** BEGIN **
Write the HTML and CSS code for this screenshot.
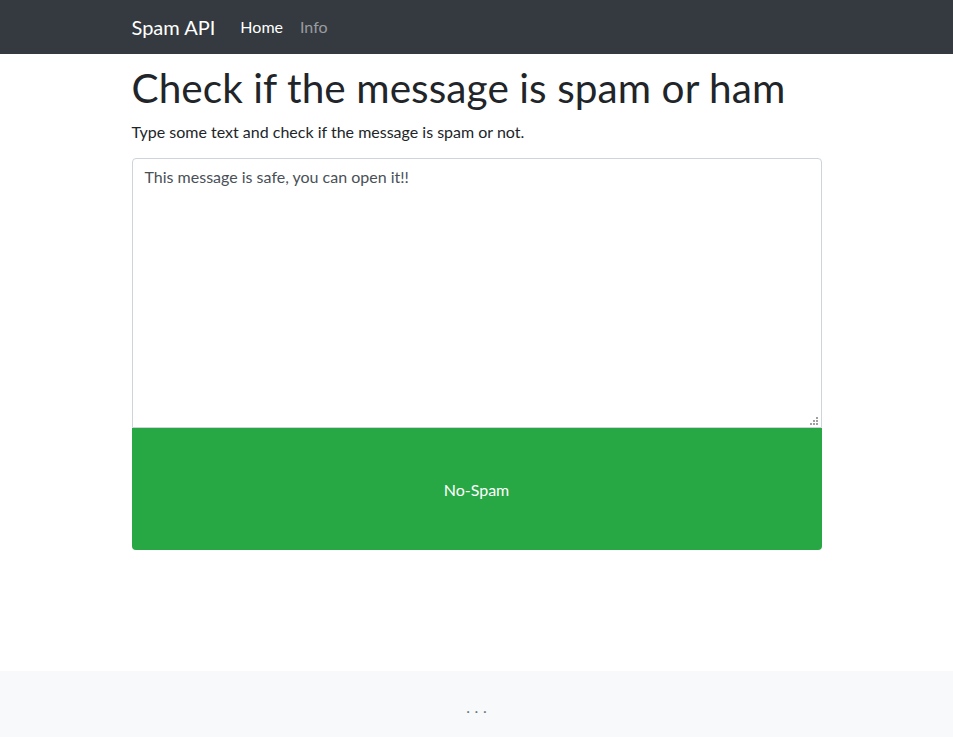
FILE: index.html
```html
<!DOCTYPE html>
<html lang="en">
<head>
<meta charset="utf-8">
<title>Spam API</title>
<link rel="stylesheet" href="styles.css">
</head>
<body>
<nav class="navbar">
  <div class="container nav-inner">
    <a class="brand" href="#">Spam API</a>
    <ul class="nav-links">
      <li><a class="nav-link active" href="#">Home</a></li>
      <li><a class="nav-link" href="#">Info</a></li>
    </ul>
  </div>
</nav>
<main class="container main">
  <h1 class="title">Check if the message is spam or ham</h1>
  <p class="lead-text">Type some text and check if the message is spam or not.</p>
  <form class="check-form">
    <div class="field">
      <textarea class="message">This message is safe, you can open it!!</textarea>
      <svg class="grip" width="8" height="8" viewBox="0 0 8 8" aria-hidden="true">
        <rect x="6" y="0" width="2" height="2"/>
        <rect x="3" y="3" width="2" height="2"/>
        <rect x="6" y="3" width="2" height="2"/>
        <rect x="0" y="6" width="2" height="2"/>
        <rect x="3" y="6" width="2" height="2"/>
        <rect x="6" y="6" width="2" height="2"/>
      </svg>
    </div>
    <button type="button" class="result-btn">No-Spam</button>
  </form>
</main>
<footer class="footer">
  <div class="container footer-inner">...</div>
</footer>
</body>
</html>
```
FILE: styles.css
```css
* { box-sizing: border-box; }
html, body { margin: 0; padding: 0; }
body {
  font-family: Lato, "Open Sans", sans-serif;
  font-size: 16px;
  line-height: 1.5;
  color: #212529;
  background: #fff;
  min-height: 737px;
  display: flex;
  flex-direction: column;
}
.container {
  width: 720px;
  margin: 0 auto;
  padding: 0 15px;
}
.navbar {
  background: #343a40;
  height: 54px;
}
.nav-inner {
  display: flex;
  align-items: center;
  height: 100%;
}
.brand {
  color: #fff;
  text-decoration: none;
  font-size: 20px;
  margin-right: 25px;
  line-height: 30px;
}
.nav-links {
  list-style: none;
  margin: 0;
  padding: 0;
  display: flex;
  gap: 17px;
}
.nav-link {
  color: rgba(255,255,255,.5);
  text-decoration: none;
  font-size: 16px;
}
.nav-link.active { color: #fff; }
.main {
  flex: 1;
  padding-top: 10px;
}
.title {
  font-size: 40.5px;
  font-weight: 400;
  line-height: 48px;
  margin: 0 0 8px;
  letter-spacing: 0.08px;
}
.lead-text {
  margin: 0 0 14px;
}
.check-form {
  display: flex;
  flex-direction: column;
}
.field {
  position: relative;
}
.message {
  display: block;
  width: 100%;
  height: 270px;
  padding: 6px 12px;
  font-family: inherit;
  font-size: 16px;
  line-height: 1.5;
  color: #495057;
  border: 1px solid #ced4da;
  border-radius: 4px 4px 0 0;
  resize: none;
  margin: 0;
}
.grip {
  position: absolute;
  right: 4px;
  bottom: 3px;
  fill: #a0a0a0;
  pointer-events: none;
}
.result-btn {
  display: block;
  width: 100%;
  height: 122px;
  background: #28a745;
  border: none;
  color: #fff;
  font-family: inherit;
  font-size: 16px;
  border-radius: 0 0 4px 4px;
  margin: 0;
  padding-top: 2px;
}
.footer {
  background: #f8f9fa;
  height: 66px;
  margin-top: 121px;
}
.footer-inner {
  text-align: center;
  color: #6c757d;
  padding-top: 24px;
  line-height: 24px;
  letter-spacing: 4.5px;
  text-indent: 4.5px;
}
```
** END **
Keep every word of the data as it is when you write it out, but drop the pictures.

Write the HTML and CSS code for this screenshot.
FILE: index.html
```html
<!DOCTYPE html>
<html lang="en">
<head>
<meta charset="utf-8">
<title>Spam API</title>
<link rel="stylesheet" href="styles.css">
</head>
<body>
<nav class="navbar">
  <div class="container nav-inner">
    <a class="brand" href="#">Spam API</a>
    <ul class="nav-links">
      <li><a class="nav-link active" href="#">Home</a></li>
      <li><a class="nav-link" href="#">Info</a></li>
    </ul>
  </div>
</nav>
<main class="container main">
  <h1 class="title">Check if the message is spam or ham</h1>
  <p class="lead-text">Type some text and check if the message is spam or not.</p>
  <form class="check-form">
    <div class="field">
      <textarea class="message">This message is safe, you can open it!!</textarea>
      <svg class="grip" width="8" height="8" viewBox="0 0 8 8" aria-hidden="true">
        <rect x="6" y="0" width="2" height="2"/>
        <rect x="3" y="3" width="2" height="2"/>
        <rect x="6" y="3" width="2" height="2"/>
        <rect x="0" y="6" width="2" height="2"/>
        <rect x="3" y="6" width="2" height="2"/>
        <rect x="6" y="6" width="2" height="2"/>
      </svg>
    </div>
    <button type="button" class="result-btn">No-Spam</button>
  </form>
</main>
<footer class="footer">
  <div class="container footer-inner">...</div>
</footer>
</body>
</html>
```
FILE: styles.css
```css
* { box-sizing: border-box; }
html, body { margin: 0; padding: 0; }
body {
  font-family: Lato, "Open Sans", sans-serif;
  font-size: 16px;
  line-height: 1.5;
  color: #212529;
  background: #fff;
  min-height: 737px;
  display: flex;
  flex-direction: column;
}
.container {
  width: 720px;
  margin: 0 auto;
  padding: 0 15px;
}
.navbar {
  background: #343a40;
  height: 54px;
}
.nav-inner {
  display: flex;
  align-items: center;
  height: 100%;
}
.brand {
  color: #fff;
  text-decoration: none;
  font-size: 20px;
  margin-right: 25px;
  line-height: 30px;
}
.nav-links {
  list-style: none;
  margin: 0;
  padding: 0;
  display: flex;
  gap: 17px;
}
.nav-link {
  color: rgba(255,255,255,.5);
  text-decoration: none;
  font-size: 16px;
}
.nav-link.active { color: #fff; }
.main {
  flex: 1;
  padding-top: 10px;
}
.title {
  font-size: 40.5px;
  font-weight: 400;
  line-height: 48px;
  margin: 0 0 8px;
  letter-spacing: 0.08px;
}
.lead-text {
  margin: 0 0 14px;
}
.check-form {
  display: flex;
  flex-direction: column;
}
.field {
  position: relative;
}
.message {
  display: block;
  width: 100%;
  height: 270px;
  padding: 6px 12px;
  font-family: inherit;
  font-size: 16px;
  line-height: 1.5;
  color: #495057;
  border: 1px solid #ced4da;
  border-radius: 4px 4px 0 0;
  resize: none;
  margin: 0;
}
.grip {
  position: absolute;
  right: 4px;
  bottom: 3px;
  fill: #a0a0a0;
  pointer-events: none;
}
.result-btn {
  display: block;
  width: 100%;
  height: 122px;
  background: #28a745;
  border: none;
  color: #fff;
  font-family: inherit;
  font-size: 16px;
  border-radius: 0 0 4px 4px;
  margin: 0;
  padding-top: 2px;
}
.footer {
  background: #f8f9fa;
  height: 66px;
  margin-top: 121px;
}
.footer-inner {
  text-align: center;
  color: #6c757d;
  padding-top: 24px;
  line-height: 24px;
  letter-spacing: 4.5px;
  text-indent: 4.5px;
}
```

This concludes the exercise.